その地域で好まれている家族の人数を(人口保健調査などを通じて)把握できれば、人口統計学者たちは実際の各世帯の子どもの数と比較したうえで、何らかの政策によってその差を埋められるかどうかを検討できる。出産可能な年齢の女性が「子どもをもう産みたくない」「今後2年以上は妊娠したくない」と考えているにもかかわらず、実際には避妊をしていないのであれば、人口統計学者は「家族計画のニーズが満たされていない」と見なす。妊娠中、もしくは出産直後の女性で、直近の妊娠が望んだものではない例もまた、このカテゴリーに入る。
出産可能な年齢の女性が避妊している割合はここ数十年で大きく増え、1960年に何らかの避妊法を利用していた女性はわずか10%だったが、2000年には現代的な方法―不妊手術、経口避妊薬(ピル)、注射薬、コンドームなど―を利用している女性が55%になった。ところが、近年の増加は緩やかだ。2019年、世界には出産可能な女性は19億人いたが、うち11億人が家族計画を必要としていた。76%を超える人が何らかの方法で避妊をしていたが、それ以外の女性たちは避妊の必要があるのに利用できずにいた。

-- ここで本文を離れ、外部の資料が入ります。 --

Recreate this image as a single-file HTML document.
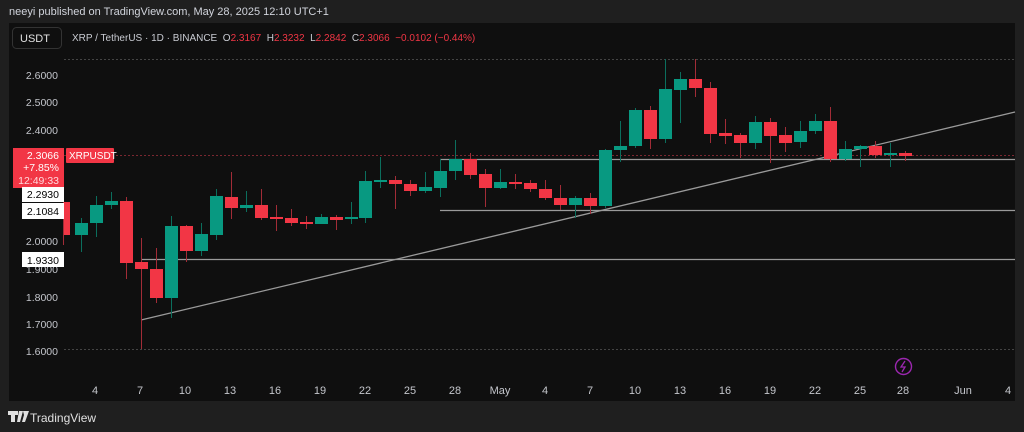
<!DOCTYPE html><html><head><style>
body{margin:0;width:1024px;height:432px;background:#1f1f1f;overflow:hidden;font-family:"Liberation Sans",sans-serif;position:relative}
.t{position:absolute;white-space:nowrap}
</style></head><body>
<div class="t" style="left:9px;top:6px;font-size:11px;color:#d1d4dc">neeyi published on TradingView.com, May 28, 2025 12:10 UTC+1</div>
<svg style="position:absolute;left:0;top:0" width="1024" height="432" font-family="Liberation Sans, sans-serif">
<rect x="9" y="23" width="1006" height="378" fill="#0f0f0f"/>
<g stroke="#444" stroke-dasharray="2,2" stroke-width="1"><line x1="64" y1="59.5" x2="1015" y2="59.5"/><line x1="64" y1="349.5" x2="1015" y2="349.5"/></g>
<line x1="64" y1="155.5" x2="1015" y2="155.5" stroke="#7a2730" stroke-dasharray="2,2"/>
<g stroke="#9a9a9a" stroke-width="1.3"><line x1="440" y1="159.5" x2="1015" y2="159.5"/><line x1="440" y1="210.5" x2="1015" y2="210.5"/><line x1="141" y1="259.5" x2="1015" y2="259.5"/><line x1="141" y1="320" x2="1015" y2="112"/></g>
<g id="c"></g>
<rect x="12.5" y="27.5" width="49" height="21" rx="4" fill="#0f0f0f" stroke="#333"/>
<text x="20" y="42" font-size="11" fill="#e0e0e0">USDT</text>
<text x="72" y="41" font-size="10" fill="#c9cbd2" style="white-space:pre">XRP / TetherUS · 1D · BINANCE  O<tspan fill="#f23645">2.3167</tspan>  H<tspan fill="#f23645">2.3232</tspan>  L<tspan fill="#f23645">2.2842</tspan>  C<tspan fill="#f23645">2.3066</tspan>  <tspan fill="#f23645">−0.0102 (−0.44%)</tspan></text>
<g font-size="10.5" fill="#c4c6cc" text-anchor="end">
<text x="58" y="79">2.6000</text><text x="58" y="106">2.5000</text><text x="58" y="134">2.4000</text><text x="58" y="245">2.0000</text><text x="58" y="273">1.9000</text><text x="58" y="301">1.8000</text><text x="58" y="328">1.7000</text><text x="58" y="355">1.6000</text></g>
<rect x="13" y="148" width="51" height="40" fill="#f23645"/>
<g font-size="10.5" fill="#fff" text-anchor="end"><text x="59" y="159">2.3066</text><text x="59" y="171">+7.85%</text><text x="59" y="184" fill="#ffd8dc">12:49:33</text></g>
<rect x="66" y="148" width="48" height="15" rx="1" fill="#f23645"/><text x="69" y="159" font-size="10" fill="#fff">XRPUSDT</text>
<g fill="#fff"><rect x="22" y="187" width="42" height="15"/><rect x="22" y="203" width="42" height="16"/><rect x="22" y="252" width="42" height="15"/></g>
<g font-size="10.5" fill="#000" text-anchor="end"><text x="59" y="198">2.2930</text><text x="59" y="215">2.1084</text><text x="59" y="264">1.9330</text></g>
<g font-size="11" fill="#c4c6cc" text-anchor="middle">
<text x="95" y="394">4</text><text x="140" y="394">7</text><text x="185" y="394">10</text><text x="230" y="394">13</text><text x="275" y="394">16</text><text x="320" y="394">19</text><text x="365" y="394">22</text><text x="410" y="394">25</text><text x="455" y="394">28</text><text x="500" y="394">May</text><text x="545" y="394">4</text><text x="590" y="394">7</text><text x="635" y="394">10</text><text x="680" y="394">13</text><text x="725" y="394">16</text><text x="770" y="394">19</text><text x="815" y="394">22</text><text x="860" y="394">25</text><text x="903" y="394">28</text><text x="963" y="394">Jun</text><text x="1008" y="394">4</text></g>
<circle cx="903.5" cy="366.5" r="8" fill="none" stroke="#9c27b0" stroke-width="1.4"/>
<path d="M905 361 L901 367 L905 367 L902 372" fill="none" stroke="#9c27b0" stroke-width="1.3"/>
<path d="M8 411h10v4h-3v7h-4v-7h-3z M19 411h4l-3 11h-3z M23 411h6l-4 11h-3l2-7z" fill="#e0e0e0"/>
<text x="30" y="422" font-size="12" fill="#e0e0e0">TradingView</text>
</svg>
<script>
var d=[[63,202,235,176,245,'r'],[81,223,235,218,252,'g'],[96,205,223,196,237,'g'],[111,201,205,192,209,'g'],[126,201,263,197,279,'r'],[141,262,269,238,349,'r'],[156,269,298,248,303,'r'],[171,226,298,216,318,'g'],[186,226,251,225,262,'r'],[201,234,251,223,256,'g'],[216,196,235,189,240,'g'],[231,197,208,172,219,'r'],[246,205,208,191,212,'g'],[261,205,218,189,220,'r'],[276,217,218,205,231,'r'],[291,218,223,209,226,'r'],[306,222,224,216,229,'r'],[321,217,224,214,224,'g'],[336,217,220,215,230,'r'],[351,217,219,202,224,'g'],[365,181,218,171,223,'g'],[380,180,182,157,188,'g'],[395,180,184,176,209,'r'],[410,184,191,180,196,'r'],[425,187,191,172,193,'g'],[440,171,188,159,197,'g'],[455,159,171,140,180,'g'],[470,159,175,153,179,'r'],[485,174,188,169,207,'r'],[500,182,188,169,189,'g'],[515,182,183,174,189,'r'],[530,183,189,180,192,'r'],[545,189,198,180,200,'r'],[560,198,205,185,210,'r'],[575,198,205,196,218,'g'],[590,198,206,193,214,'r'],[605,150,206,149,208,'g'],[620,146,150,121,162,'g'],[635,110,146,108,148,'g'],[650,110,139,106,149,'r'],[665,89,139,59,143,'g'],[680,79,90,72,123,'g'],[695,79,88,59,97,'r'],[710,88,134,82,143,'r'],[725,133,136,119,144,'r'],[740,135,143,133,158,'r'],[755,122,143,116,149,'g'],[770,122,136,118,163,'r'],[785,135,143,127,152,'r'],[800,131,142,121,148,'g'],[815,121,131,114,134,'g'],[830,121,159,107,162,'r'],[845,149,159,141,161,'g'],[860,146,149,145,167,'g'],[875,146,155,141,158,'r'],[890,153,155,143,167,'g'],[905,153,156,151,161,'r']];
var s='';d.forEach(function(c){var col=c[5]=='r'?'#f23645':'#089981',w=c[5]=='r'?'#a22c37':'#0b6e5d';var x=c[0],l=Math.max(64,x-6);
s+='<line x1="'+(x+.5)+'" y1="'+c[3]+'" x2="'+(x+.5)+'" y2="'+c[4]+'" stroke="'+w+'"/>';
s+='<rect x="'+l+'" y="'+c[1]+'" width="'+(x+7-l)+'" height="'+Math.max(2,c[2]-c[1])+'" fill="'+col+'"/>';});
document.getElementById('c').innerHTML=s;
</script>
</body></html>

10%の女性は家族計画のニーズが満たされておらず、その割合は2000年以降変わっていない。例によって、世界全体の数字は有益な指標ではあるものの、国による重要な違いを見えにくくする。世界の最貧困国の15~49歳までの既婚女性のうち、15%未満は現代的な避妊法をいっさい利用していない。そうした避妊法を利用している女性の割合が60%を超える先進国とは対照的だ。リビアでは、既婚女性のわずか24%しか現代的な家族計画サービスを利用できていない。
世界全体を見れば、本人が意図しない妊娠の割合は下降傾向にあるが、それでもなお全体的には高く、2010年から14年までの全妊娠のうち44%が意図しない妊娠だった。そして、こうした妊娠の半分以上(56%)が中絶という結果を迎えており、その割合は開発途上地域(55%)に比べ、先進地域がわずかに多い(59%)。
こうした背景から見ても、家族計画を実現する方法を利用できるかどうかは、地域によって大きく異なっており、この不均衡に取り組む政策こそ、経済発展を推進するためのより広範な政策の主軸にすべきである。